Kim Hayden of Hoosick Falls CSD spent her summer working on molecular genetics at the NYS Department of Health.

Summer 2017 marked the fourth year in which local teachers spent their summer placed in local businesses to engage in meaningful workplace learning experiences. The Questar III STEM Research Institute allows teachers to connect classroom learning with real-world applications while helping students understand how what they learn in the classroom applies in the real world.

This year, the Wadsworth Center, Centrotherm Ecosystems, Rensselaer Polytechnic Institute, Dumbstruck, Tech Valley Center of Gravity, Digifabshop, IBM and UAlbany’s School of Public Health all hosted at least one teacher, offering hands-on opportunities to engage in productive and memorable authentic learning opportunities.

The teachers spent four days a week for six weeks working on-site, collaborating with employees, researching various topics related to the work and learning how what they teach their students relates to actual workplace practice.

Digifabshop in Hudson hosted Rensselaer City School District Technology teacher Ed Bryden. They say by educating teachers on how their business works, they are laying the groundwork for students to be able to be successful in a career there.

“We understand a teachers’ job is to set their students up for success, and when someone comes in the door on their first day we really want them to know the basics. That’s what Ed was able to do was get familiar with those things that are specific to our business,” said Digifabshop Brand and Culture Strategist Anthony Huff.

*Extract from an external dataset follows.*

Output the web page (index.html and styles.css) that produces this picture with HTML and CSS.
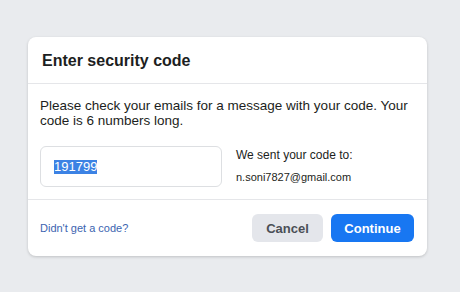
FILE: index.html
```html
<!DOCTYPE html>
<html>
<head>
<meta charset="utf-8">
<link rel="stylesheet" href="styles.css">
</head>
<body>
<div class="card">
  <div class="card-header">Enter security code</div>
  <div class="card-body">
    <p class="intro">Please check your emails for a message with your code. Your code is 6 numbers long.</p>
    <div class="code-row">
      <div class="code-input"><span class="sel">191799</span></div>
      <div class="sent">
        <div class="sent-label">We sent your code to:</div>
        <div class="sent-email">n.soni7827@gmail.com</div>
      </div>
    </div>
  </div>
  <div class="card-footer">
    <a class="link" href="#">Didn't get a code?</a>
    <div class="actions">
      <button class="btn btn-cancel">Cancel</button>
      <button class="btn btn-continue">Continue</button>
    </div>
  </div>
</div>
</body>
</html>
```
FILE: styles.css
```css
html, body {
  margin: 0;
  padding: 0;
}
body {
  background: #e9ebee;
  font-family: "Liberation Sans", Arial, sans-serif;
  color: #1c1e21;
  width: 460px;
  height: 292px;
  overflow: hidden;
}
.card {
  margin: 37px 0 0 28px;
  width: 399px;
  background: #fff;
  border-radius: 8px;
  box-shadow: 0 1px 3px rgba(0, 0, 0, 0.18);
}
.card-header {
  height: 47px;
  box-sizing: border-box;
  padding: 15px 0 0 14px;
  font-size: 16px;
  font-weight: bold;
  color: #1c1e21;
  border-bottom: 1px solid #e5e6e9;
}
.card-body {
  padding: 14px 12px 12px 12px;
  border-bottom: 1px solid #e5e6e9;
}
.intro {
  margin: 0;
  font-size: 13.5px;
  line-height: 15px;
  color: #1c1e21;
}
.code-row {
  display: flex;
  margin-top: 18px;
  gap: 14px;
}
.code-input {
  width: 182px;
  height: 41px;
  box-sizing: border-box;
  border: 1px solid #dddfe2;
  border-radius: 6px;
  padding: 0 0 0 13px;
  display: flex;
  align-items: center;
  font-size: 13px;
}
.sel {
  background: #3c82e4;
  color: #fff;
  line-height: 14px;
}
.sent {
  padding-top: 2px;
}
.sent-label {
  font-size: 12px;
  color: #1c1e21;
}
.sent-email {
  font-size: 11px;
  margin-top: 9px;
  color: #1c1e21;
}
.card-footer {
  display: flex;
  align-items: center;
  justify-content: space-between;
  padding: 14px 13px 14px 12px;
}
.link {
  font-size: 11px;
  color: #3b64b0;
  text-decoration: none;
}
.actions {
  display: flex;
  gap: 8px;
}
.btn {
  height: 28px;
  border: none;
  border-radius: 6px;
  font-family: "Liberation Sans", Arial, sans-serif;
  font-size: 13px;
  font-weight: bold;
  padding: 0;
}
.btn-cancel {
  width: 71px;
  background: #e4e6eb;
  color: #4b4f56;
}
.btn-continue {
  width: 83px;
  background: #1877f2;
  color: #fff;
}
```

Kris Navratil, Technology teacher at Maple Hill Middle School says this program is perfect for teachers.

“It keeps me up to date, it keeps me doing what I’m passionate about it and then the students benefit from it.”

Averill Park teacher Darlene Kehn Hunter works in a lab at Rensselaer Polytechnic Institute

Averill Park High School Earth Science teacher Darlene Kehn Hunter says while the program has pushed her outside her comfort zone, it reflects why she became a teacher.

“I just love learning. It was my eighth year teaching and I just wanted a rejuvenation and that was really the driving force for me signing up for the program.”

Teachers spend the remaining day each week meeting with other teachers, collaborating on curriculum development based on their work and on presentations by guest speakers from STEM-related industries like IBM, Plug Power, CS Arch, Albany Medical Center and the Center for Internet Security. This combination helps teachers bring their experiences in the workplace back to their classroom – ultimately benefiting their students.

Tom Guile (Coxsackie-Athens CSD) worked with a design thinking group at IBM.

In addition to these businesses, programmatic financial support was provided by Regeneron Pharmaceuticals, the New York State Workforce Development Institute, the Center for Economic Growth, the Chief Executives Network and IBM.

Questar III would like to thank these businesses as well as The McCarthy Foundation for funding teachers’ participation in this program. Teachers participating in the program also receive $6,000 – a stipend of $5,000 and $1,000 to be used toward purchasing materials or equipment for their classrooms. This helps enhance student learning and outcomes by providing a classroom environment similar to the current professional environment in a given field.